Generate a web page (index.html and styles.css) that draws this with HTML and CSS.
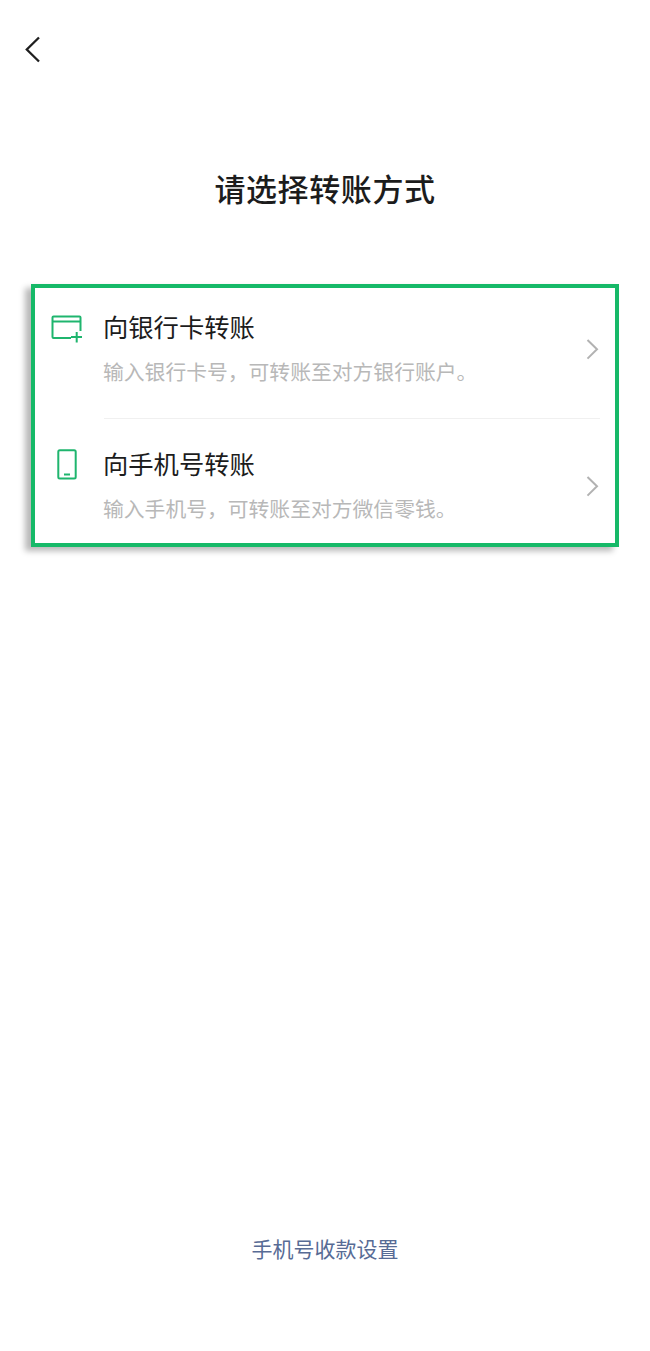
FILE: index.html
```html
<!DOCTYPE html>
<html lang="zh-CN">
<head>
    <meta charset="UTF-8">
    <meta name="viewport" content="width=device-width, initial-scale=1.0">
    <title>请选择转账方式</title>
    <link rel="stylesheet" href="styles.css">
</head>
<body>
    <header class="top-bar">
        <svg class="back-icon" width="18" height="28" viewBox="0 0 18 28">
            <path d="M15 1.500 L2.800 13.500 L15 25.500" fill="none" stroke="#1f1f1f" stroke-width="2.300"/>
        </svg>
    </header>

    <h1 class="page-title">请选择转账方式</h1>

    <section class="option-card">
        <div class="option-row option-row-bank">
            <svg class="option-icon" width="32" height="28" viewBox="0 0 32 28">
                <path d="M20 23 H2.500 Q1.500 23 1.500 22 V2.500 Q1.500 1.500 2.500 1.500 H28.500 Q29.500 1.500 29.500 2.500 V16" fill="none" stroke="#1fb56e" stroke-width="2"/>
                <path d="M1.500 6.500 H29.500" fill="none" stroke="#1fb56e" stroke-width="2"/>
                <path d="M20 22 H31 M25.700 17 V27.500" fill="none" stroke="#1fb56e" stroke-width="2"/>
            </svg>
            <div class="option-text">
                <div class="option-title">向银行卡转账</div>
                <div class="option-desc">输入银行卡号，可转账至对方银行账户。</div>
            </div>
            <svg class="chevron" width="14" height="21" viewBox="0 0 14 21">
                <path d="M1.500 1 L11 10.300 L1.500 19.600" fill="none" stroke="#b2b2b2" stroke-width="2"/>
            </svg>
        </div>
        <div class="option-row option-row-phone">
            <svg class="option-icon" width="32" height="32" viewBox="0 0 32 32">
                <rect x="7.300" y="2.300" width="17.400" height="28.200" rx="1.500" fill="none" stroke="#1fb56e" stroke-width="2"/>
                <path d="M13 26.500 H19" fill="none" stroke="#1fb56e" stroke-width="2"/>
            </svg>
            <div class="option-text">
                <div class="option-title">向手机号转账</div>
                <div class="option-desc">输入手机号，可转账至对方微信零钱。</div>
            </div>
            <svg class="chevron" width="14" height="21" viewBox="0 0 14 21">
                <path d="M1.500 1 L11 10.300 L1.500 19.600" fill="none" stroke="#b2b2b2" stroke-width="2"/>
            </svg>
        </div>
    </section>

    <a class="footer-link" href="#">手机号收款设置</a>
</body>
</html>
```

FILE: styles.css
```css
body {
    margin: 0;
    height: 1351px;
    background: #fff;
    font-family: "Noto Sans CJK SC", "Noto Sans", sans-serif;
    display: flex;
    flex-direction: column;
    overflow: hidden;
}

.top-bar {
    padding: 36px 0 0 24px;
    height: 28px;
}

.back-icon {
    display: block;
}

.page-title {
    margin: 101px 0 0;
    height: 46px;
    line-height: 46px;
    text-align: center;
    font-size: 31px;
    font-weight: 500;
    letter-spacing: 0.6px;
    color: #1c1c1c;
}

.option-card {
    margin: 73px 31px 0;
    height: 263px;
    box-sizing: border-box;
    border: 4px solid #16b968;
    background: #fff;
    box-shadow: -6px 4px 6px rgba(0, 0, 0, 0.28);
    padding: 0 15px 0 16px;
}

.option-row {
    box-sizing: border-box;
    display: flex;
    align-items: flex-start;
    position: relative;
}

.option-row-bank {
    height: 131px;
    padding-top: 20px;
}

/* divider starts under the text, not the icon */
.option-row-bank::after {
    content: "";
    position: absolute;
    left: 53px;
    right: 0;
    bottom: 0;
    border-bottom: 1px solid #f0f0f0;
}

.option-row-phone {
    height: 124px;
    padding-top: 26px;
}

.option-icon {
    flex: none;
}

.option-row-bank .option-icon {
    margin-top: 7px;
}

.option-row-phone .option-icon {
    margin-top: 3px;
}

.option-text {
    margin-left: 20px;
    flex: 1;
}

.option-title {
    font-size: 25.300px;
    line-height: 36px;
    color: #1c1c1c;
}

.option-desc {
    margin-top: 11px;
    font-size: 20.800px;
    line-height: 32px;
    color: #b8b8b8;
}

.chevron {
    flex: none;
    margin-top: 31px;
}

.footer-link {
    margin-top: auto;
    margin-bottom: 87px;
    text-align: center;
    font-size: 21px;
    line-height: 32px;
    color: #576b95;
    text-decoration: none;
}
```
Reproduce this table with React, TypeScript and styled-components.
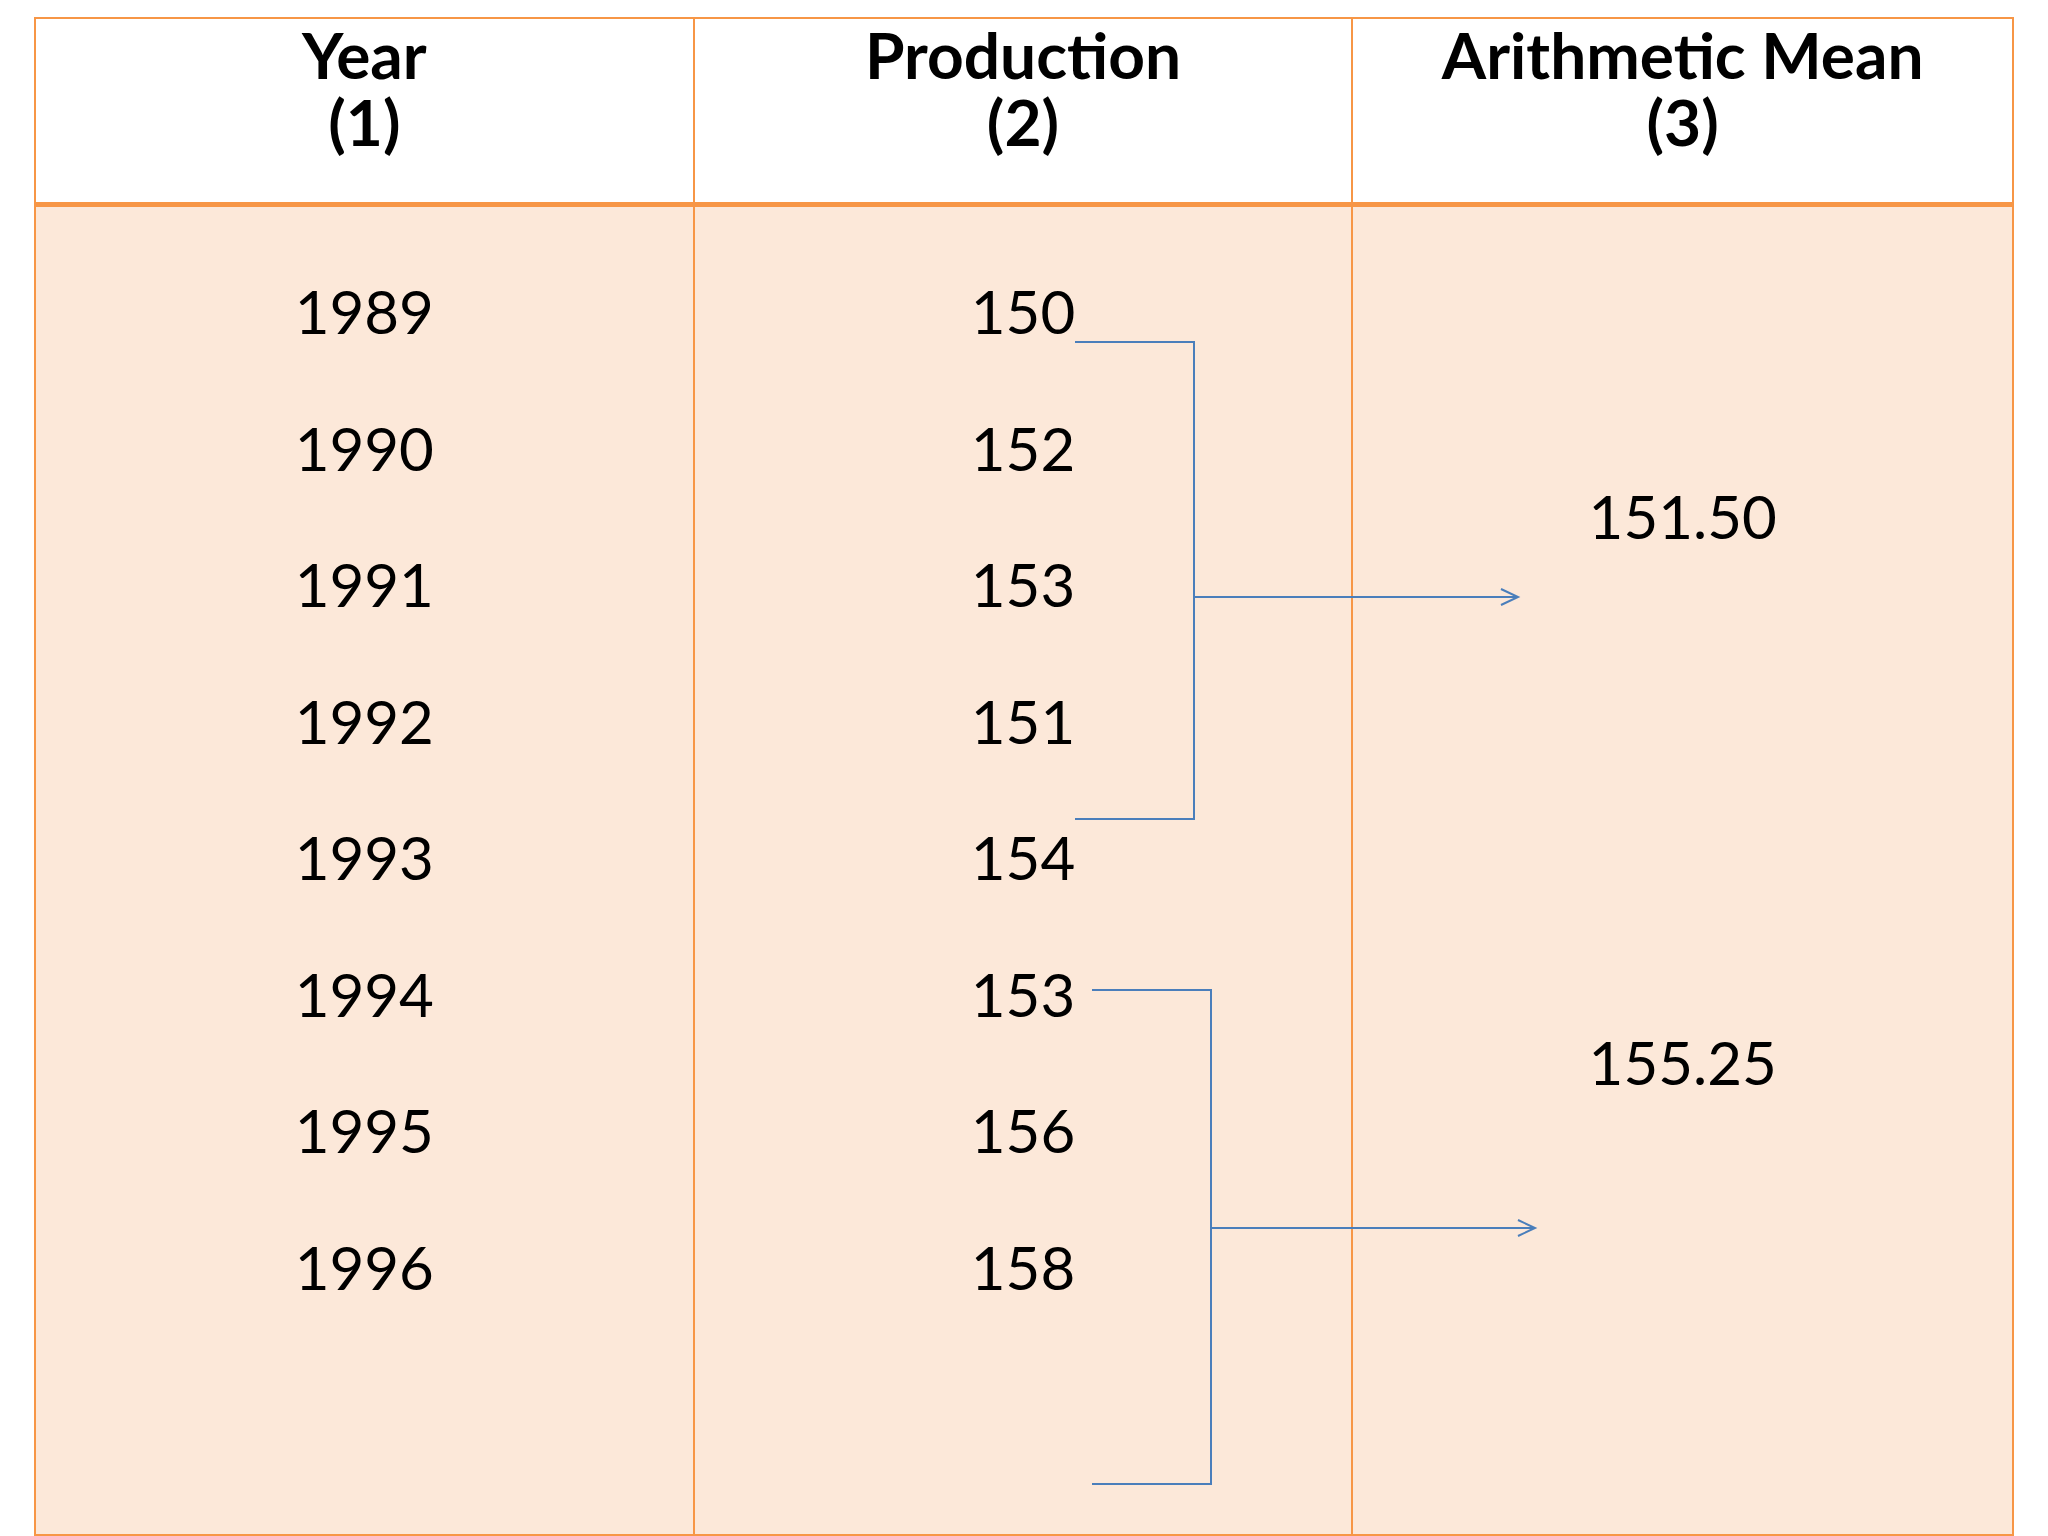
import styled, { createGlobalStyle } from "styled-components";

const GlobalStyle = createGlobalStyle`
  html, body {
    margin: 0;
    padding: 0;
    background: #ffffff;
  }
  body {
    font-family: Lato, "Open Sans", sans-serif;
    color: #000000;
  }
`;

const ORANGE = "#f79646";
const ROW = 136.5;

const Page = styled.div`
  padding: 17px 0 0 34px;
`;

const Table = styled.div`
  position: relative;
  box-sizing: border-box;
  width: 1980px;
  height: 1519px;
  border: 2.5px solid ${ORANGE};
  display: flex;
  flex-direction: column;
`;

const HeaderRow = styled.div`
  display: grid;
  grid-template-columns: repeat(3, 1fr);
  height: 188px;
  background: #ffffff;
  border-bottom: 5px solid ${ORANGE};
  box-sizing: border-box;
`;

const HeaderCell = styled.div<{ $last?: boolean }>`
  border-right: ${(p) => (p.$last ? "none" : `2px solid ${ORANGE}`)};
  text-align: center;
  font-weight: 700;
  font-size: 64px;
  line-height: 67px;
  padding-top: 2px;
`;

const Body = styled.div`
  flex: 1;
  display: grid;
  grid-template-columns: repeat(3, 1fr);
  background: #fce8d9;
`;

const Column = styled.div<{ $last?: boolean }>`
  border-right: ${(p) => (p.$last ? "none" : `2px solid ${ORANGE}`)};
  display: grid;
  grid-template-rows: repeat(8, ${ROW}px);
  padding-top: 36px;
  align-content: start;
`;

const Cell = styled.div<{ $row?: number; $span?: number }>`
  display: flex;
  align-items: center;
  justify-content: center;
  font-size: 60px;
  grid-row: ${(p) => (p.$row ? `${p.$row} / span ${p.$span ?? 1}` : "auto")};
`;

const Connectors = styled.svg`
  position: absolute;
  left: -2.5px;
  top: -2.5px;
  width: 1980px;
  height: 1519px;
  pointer-events: none;
`;

const years = ["1989", "1990", "1991", "1992", "1993", "1994", "1995", "1996"];
const production = ["150", "152", "153", "151", "154", "153", "156", "158"];

type Bracket = { x1: number; x2: number; top: number; bottom: number; arrowY: number; arrowX: number };

const brackets: Bracket[] = [
  { x1: 1041, x2: 1160, top: 325, bottom: 802, arrowY: 580, arrowX: 1484 },
  { x1: 1058, x2: 1177, top: 973, bottom: 1467, arrowY: 1211, arrowX: 1501 },
];

export default function App() {
  return (
    <Page>
      <GlobalStyle />
      <Table>
        <HeaderRow>
          <HeaderCell>
            Year
            <br />
            (1)
          </HeaderCell>
          <HeaderCell>
            Production
            <br />
            (2)
          </HeaderCell>
          <HeaderCell $last>
            Arithmetic Mean
            <br />
            (3)
          </HeaderCell>
        </HeaderRow>
        <Body>
          <Column>
            {years.map((y) => (
              <Cell key={y}>{y}</Cell>
            ))}
          </Column>
          <Column>
            {production.map((v, i) => (
              <Cell key={i}>{v}</Cell>
            ))}
          </Column>
          <Column $last>
            <Cell $row={2} $span={2}>151.50</Cell>
            <Cell $row={6} $span={2}>155.25</Cell>
          </Column>
        </Body>
        <Connectors viewBox="0 0 1980 1519">
          {brackets.map((b, i) => (
            <g key={i} fill="none" stroke="#4a7ebb" strokeWidth={2}>
              <polyline points={`${b.x1},${b.top} ${b.x2},${b.top} ${b.x2},${b.bottom} ${b.x1},${b.bottom}`} />
              <line x1={b.x2} y1={b.arrowY} x2={b.arrowX} y2={b.arrowY} />
              <polyline points={`${b.arrowX - 17},${b.arrowY - 8} ${b.arrowX},${b.arrowY} ${b.arrowX - 17},${b.arrowY + 8}`} />
            </g>
          ))}
        </Connectors>
      </Table>
    </Page>
  );
}
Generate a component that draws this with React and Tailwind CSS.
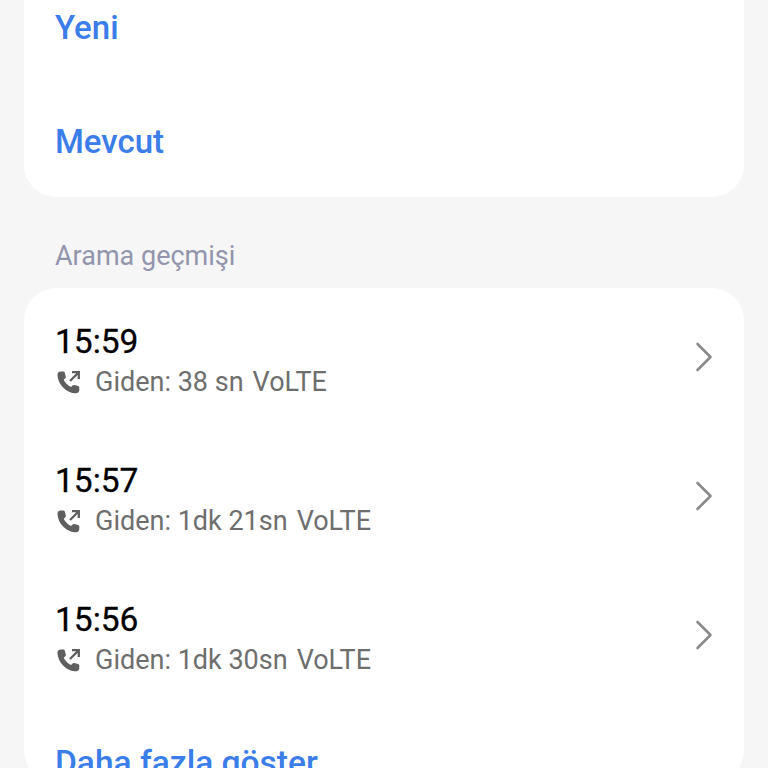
import React from "react";

const calls = [
  { time: "15:59", detail: "Giden: 38 sn", },
  { time: "15:57", detail: "Giden: 1dk 21sn" },
  { time: "15:56", detail: "Giden: 1dk 30sn" },
];

function OutgoingCall() {
  return (
    <svg width="26" height="26" viewBox="0 0 26 26" className="ml-[1px] shrink-0" fill="none">
      <path
        d="M1.500 5.500C1.500 3.800 3 2.500 4.700 2.500h2.500c.8 0 1.400.5 1.600 1.200l1 3.700c.2.700 0 1.300-.5 1.800L7.700 10.800c1.500 3 4.300 5.800 7.300 7.300l1.600-1.600c.5-.5 1.100-.7 1.800-.5l3.700 1c.7.200 1.200.8 1.200 1.600v2.500c0 1.700-1.300 3.200-3 3.200C10.500 24.300 1.500 15.300 1.500 5.500z"
        fill="#5f5f5f"
      />
      <path d="M14 12 22 4M16 3.200h6.800V10" stroke="#5f5f5f" strokeWidth="2.300" />
    </svg>
  );
}

function Chevron() {
  return (
    <svg width="20" height="30" viewBox="0 0 20 30" fill="none" className="shrink-0">
      <path d="M3.500 2 16.500 15 3.500 28" stroke="#8a8a8a" strokeWidth="2.600" strokeLinecap="round" strokeLinejoin="round" />
    </svg>
  );
}

export default function App() {
  return (
    <div className="h-[768px] w-[768px] overflow-hidden bg-[#f6f6f7] px-6 font-['Roboto',sans-serif]">
      <div className="-mt-[30px] flex h-[227px] flex-col rounded-b-[32px] bg-white pl-[31px] pr-8 pt-[39px]">
        <div className="flex h-[38px] items-center text-[33px] font-medium text-[#3b7de9]">Yeni</div>
        <div className="mt-[76px] flex h-[38px] items-center text-[33px] font-medium text-[#3b7de9]">Mevcut</div>
      </div>
      <div className="flex h-[91px] items-start pl-[31px] pr-8 pt-[41px] text-[27px] leading-[36px] text-[#9295ad]">Arama geçmişi</div>
      <div className="rounded-[32px] bg-white pt-[30px]">
        {calls.map((c) => (
          <div key={c.time} className="flex h-[139px] items-start justify-between pl-[31px] pr-[30px]">
            <div className="flex flex-col">
              <div className="h-[44px] text-[33.500px] leading-[47px] text-black [-webkit-text-stroke:0.300px_black]">{c.time}</div>
              <div className="flex h-[40px] items-center gap-[13px] text-[27px] text-[#6e6e6e]">
                <OutgoingCall />
                <span>{c.detail}<span className="ml-[9px]">VoLTE</span></span>
              </div>
            </div>
            <div className="mt-[24px]"><Chevron /></div>
          </div>
        ))}
        <div className="pl-[31px] pt-[9px] text-[33.500px] font-medium leading-[38px] text-[#3b7de9]">Daha fazla göster</div>
      </div>
    </div>
  );
}
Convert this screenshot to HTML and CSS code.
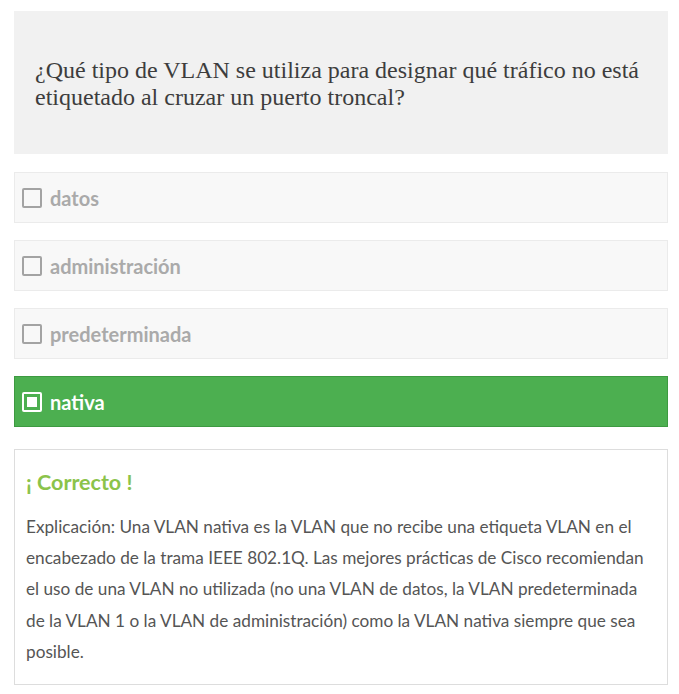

→ **What this task involves**
Identify all lines in the records above with the word "styled".

→ **Output of the task**
Reproduce this table with React, TypeScript and styled-components.
import styled, { createGlobalStyle } from "styled-components";
const Page = styled.div`
const Table = styled.div`
const HeaderRow = styled.div`
const HeaderCell = styled.div<{ $last?: boolean }>`
const Body = styled.div`
const Column = styled.div<{ $last?: boolean }>`
const Cell = styled.div<{ $row?: number; $span?: number }>`
const Connectors = styled.svg`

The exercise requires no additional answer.